§ **DATA PROVIDED**:
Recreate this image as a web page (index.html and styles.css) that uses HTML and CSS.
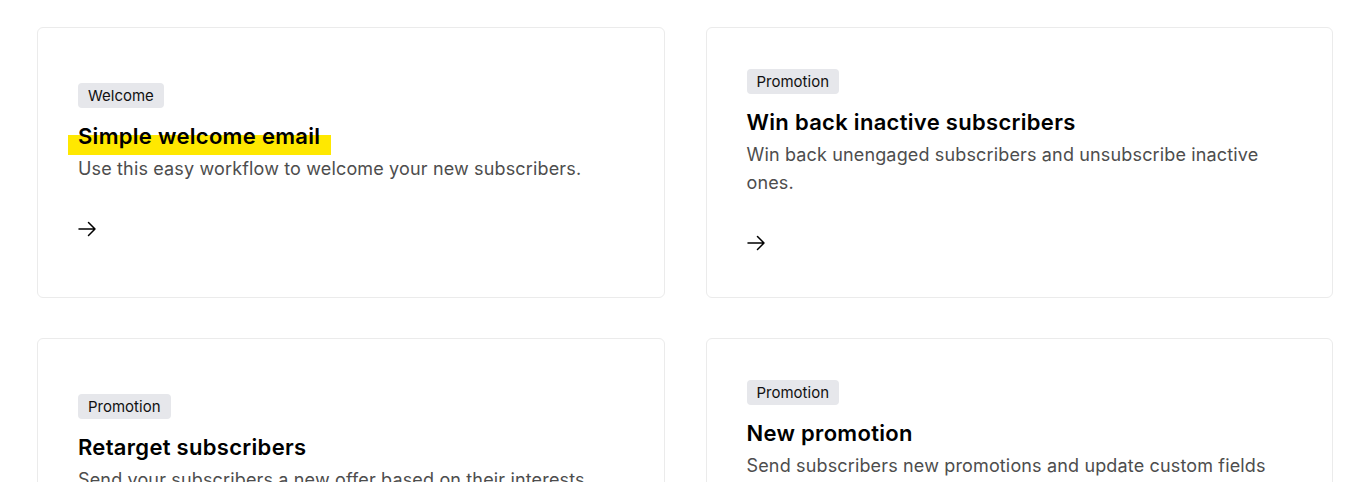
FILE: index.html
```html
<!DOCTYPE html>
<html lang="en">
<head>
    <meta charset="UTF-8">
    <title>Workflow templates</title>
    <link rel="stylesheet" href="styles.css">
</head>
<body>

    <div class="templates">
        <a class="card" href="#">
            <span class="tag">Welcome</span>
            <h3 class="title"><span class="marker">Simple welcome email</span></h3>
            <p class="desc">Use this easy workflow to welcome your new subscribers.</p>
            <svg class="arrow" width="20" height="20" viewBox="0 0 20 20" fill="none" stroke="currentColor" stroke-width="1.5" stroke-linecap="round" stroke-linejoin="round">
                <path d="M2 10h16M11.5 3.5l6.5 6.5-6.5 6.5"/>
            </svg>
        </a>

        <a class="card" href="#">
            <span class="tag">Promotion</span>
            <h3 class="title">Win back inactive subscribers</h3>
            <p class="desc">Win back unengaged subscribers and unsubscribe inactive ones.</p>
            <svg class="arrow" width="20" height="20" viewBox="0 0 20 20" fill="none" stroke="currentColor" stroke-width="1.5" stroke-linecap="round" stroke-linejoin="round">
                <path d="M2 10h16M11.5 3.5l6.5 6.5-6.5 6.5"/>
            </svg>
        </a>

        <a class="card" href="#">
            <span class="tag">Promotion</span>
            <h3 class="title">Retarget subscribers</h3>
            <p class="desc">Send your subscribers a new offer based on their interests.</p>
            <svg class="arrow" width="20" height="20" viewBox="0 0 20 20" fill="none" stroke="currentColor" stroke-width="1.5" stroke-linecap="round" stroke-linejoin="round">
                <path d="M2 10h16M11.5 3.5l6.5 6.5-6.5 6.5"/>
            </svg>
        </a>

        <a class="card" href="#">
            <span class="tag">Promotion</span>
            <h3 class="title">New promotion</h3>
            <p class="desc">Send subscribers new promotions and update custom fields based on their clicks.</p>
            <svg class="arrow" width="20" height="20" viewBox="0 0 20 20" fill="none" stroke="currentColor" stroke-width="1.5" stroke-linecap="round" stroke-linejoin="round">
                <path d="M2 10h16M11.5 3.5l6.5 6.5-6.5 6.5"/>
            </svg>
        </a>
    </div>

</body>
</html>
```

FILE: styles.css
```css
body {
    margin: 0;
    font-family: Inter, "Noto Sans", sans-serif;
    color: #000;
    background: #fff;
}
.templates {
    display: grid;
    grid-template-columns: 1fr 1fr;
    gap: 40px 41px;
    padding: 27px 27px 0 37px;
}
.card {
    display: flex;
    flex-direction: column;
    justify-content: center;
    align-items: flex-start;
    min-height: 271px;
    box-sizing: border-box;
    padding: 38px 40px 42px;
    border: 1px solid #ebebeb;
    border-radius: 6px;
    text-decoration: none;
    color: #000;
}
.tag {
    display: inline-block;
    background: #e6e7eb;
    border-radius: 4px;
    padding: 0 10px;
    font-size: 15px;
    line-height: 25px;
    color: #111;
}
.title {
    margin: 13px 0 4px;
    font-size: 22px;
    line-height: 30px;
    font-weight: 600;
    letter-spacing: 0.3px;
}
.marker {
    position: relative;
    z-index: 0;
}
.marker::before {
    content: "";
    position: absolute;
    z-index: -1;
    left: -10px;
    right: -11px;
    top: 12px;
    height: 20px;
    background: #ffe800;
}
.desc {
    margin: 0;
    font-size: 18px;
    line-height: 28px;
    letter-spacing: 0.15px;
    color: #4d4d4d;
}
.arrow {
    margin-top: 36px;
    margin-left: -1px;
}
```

§ **REQUIRED WORK**:
Transcribe the full listing above exactly as it stands, minus the pictures.

§ **WRITTEN SOLUTION**:
Recreate this image as a web page (index.html and styles.css) that uses HTML and CSS.
FILE: index.html
```html
<!DOCTYPE html>
<html lang="en">
<head>
    <meta charset="UTF-8">
    <title>Workflow templates</title>
    <link rel="stylesheet" href="styles.css">
</head>
<body>

    <div class="templates">
        <a class="card" href="#">
            <span class="tag">Welcome</span>
            <h3 class="title"><span class="marker">Simple welcome email</span></h3>
            <p class="desc">Use this easy workflow to welcome your new subscribers.</p>
            <svg class="arrow" width="20" height="20" viewBox="0 0 20 20" fill="none" stroke="currentColor" stroke-width="1.5" stroke-linecap="round" stroke-linejoin="round">
                <path d="M2 10h16M11.5 3.5l6.5 6.5-6.5 6.5"/>
            </svg>
        </a>

        <a class="card" href="#">
            <span class="tag">Promotion</span>
            <h3 class="title">Win back inactive subscribers</h3>
            <p class="desc">Win back unengaged subscribers and unsubscribe inactive ones.</p>
            <svg class="arrow" width="20" height="20" viewBox="0 0 20 20" fill="none" stroke="currentColor" stroke-width="1.5" stroke-linecap="round" stroke-linejoin="round">
                <path d="M2 10h16M11.5 3.5l6.5 6.5-6.5 6.5"/>
            </svg>
        </a>

        <a class="card" href="#">
            <span class="tag">Promotion</span>
            <h3 class="title">Retarget subscribers</h3>
            <p class="desc">Send your subscribers a new offer based on their interests.</p>
            <svg class="arrow" width="20" height="20" viewBox="0 0 20 20" fill="none" stroke="currentColor" stroke-width="1.5" stroke-linecap="round" stroke-linejoin="round">
                <path d="M2 10h16M11.5 3.5l6.5 6.5-6.5 6.5"/>
            </svg>
        </a>

        <a class="card" href="#">
            <span class="tag">Promotion</span>
            <h3 class="title">New promotion</h3>
            <p class="desc">Send subscribers new promotions and update custom fields based on their clicks.</p>
            <svg class="arrow" width="20" height="20" viewBox="0 0 20 20" fill="none" stroke="currentColor" stroke-width="1.5" stroke-linecap="round" stroke-linejoin="round">
                <path d="M2 10h16M11.5 3.5l6.5 6.5-6.5 6.5"/>
            </svg>
        </a>
    </div>

</body>
</html>
```

FILE: styles.css
```css
body {
    margin: 0;
    font-family: Inter, "Noto Sans", sans-serif;
    color: #000;
    background: #fff;
}
.templates {
    display: grid;
    grid-template-columns: 1fr 1fr;
    gap: 40px 41px;
    padding: 27px 27px 0 37px;
}
.card {
    display: flex;
    flex-direction: column;
    justify-content: center;
    align-items: flex-start;
    min-height: 271px;
    box-sizing: border-box;
    padding: 38px 40px 42px;
    border: 1px solid #ebebeb;
    border-radius: 6px;
    text-decoration: none;
    color: #000;
}
.tag {
    display: inline-block;
    background: #e6e7eb;
    border-radius: 4px;
    padding: 0 10px;
    font-size: 15px;
    line-height: 25px;
    color: #111;
}
.title {
    margin: 13px 0 4px;
    font-size: 22px;
    line-height: 30px;
    font-weight: 600;
    letter-spacing: 0.3px;
}
.marker {
    position: relative;
    z-index: 0;
}
.marker::before {
    content: "";
    position: absolute;
    z-index: -1;
    left: -10px;
    right: -11px;
    top: 12px;
    height: 20px;
    background: #ffe800;
}
.desc {
    margin: 0;
    font-size: 18px;
    line-height: 28px;
    letter-spacing: 0.15px;
    color: #4d4d4d;
}
.arrow {
    margin-top: 36px;
    margin-left: -1px;
}
```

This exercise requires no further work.